# Existence of point of Volume invariance.

We have studied about volume of solid of revolution of plane regions in undergraduate Calculus classes. we might have observed that volume of solid of revolution varies whenever we allow to vary the line of revolution. It raised questions! like, Does there exist a point in every simply connected compact plane region such that the volume of solid of revolution about any line passing through the point is invariant? what about, when said region is Convex also, and what about higher dimension?

A simple example is center of a circular region is a Point of Volume Invariance.


"Suppose $X$ is a convex, compact simply-connected region in $\mathbb R^2$, and $ℓ$ a line in $\mathbb R^2$. Let $X^l_p$ denotes the set of all lines in $\mathbb R^2$ through a fixed point $p$ in $X$ and $V_l$ denotes the volume of solid of revolution of $X$ about the line $l$. Does there exist a point $p$ in $X$ such that the set $\{V_l| l \in X_p^l\}$ is a singleton? What will happen if $X$ is not convex? what about higher dimensions i. e. if $X$ is in $\mathbb R^n$?

• Hi Triloki: It took me a few reads-through to figure out what you're asking, and I'm guessing that to be true for other readers as well.

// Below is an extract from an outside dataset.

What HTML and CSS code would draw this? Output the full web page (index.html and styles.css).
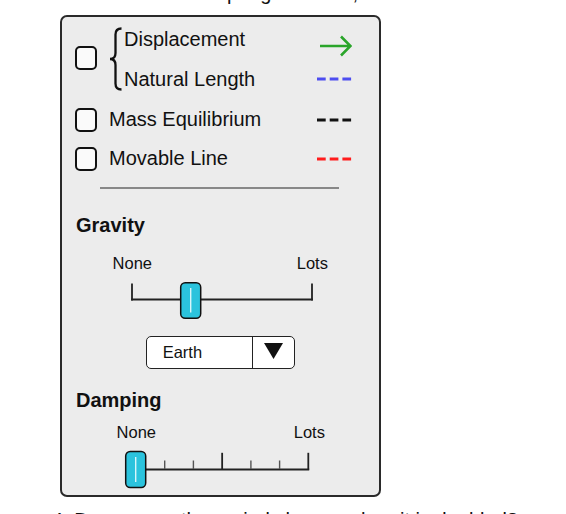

So you might do well to expand your question a little. (Your first sentence would fit as the title of the question!) You could write something like "Suppose $X$ is a compact simply-connected region in $\mathbb R^2$, and $\ell$ a line in $\mathbb R^2$, and let $\hat X_\ell$ denote..." Such edits aren't strictly necessary, but I'd find the question easier to read. Do check out mathoverflow.net/howtoask . Also, you may want to provide more motivation? – Theo Johnson-Freyd Oct 29 '11 at 14:31
• I suspect that the only in the plane is a disk. Can you think of any other examples? – Kevin Walker Oct 31 '11 at 13:08

No. Consider two disks of small radius $\epsilon$, joined by a very thin ($<< \epsilon$) filament. The volume of the solid of revolution will be approximately proportional to the sum of lengths of the circles of revolution corresponding to the centers of the disks. The length of one of these circles has the form $|r \operatorname{sin}(\theta + c)|$, where $\theta$ is the angle of the line we are revolving around and $r$ and $c$ are constants. (I'm assuming we have already fixed the point through which all these lines pass.) It is not possible to add two functions of this form and get a constant function (of $\theta$), unless $r=0$ in both cases. But this will not happen if the centers of the disks are distinct. (This calculation ignores the possibility that the two circles of revolution coincide, but this will happen for at most two values of $\theta$.)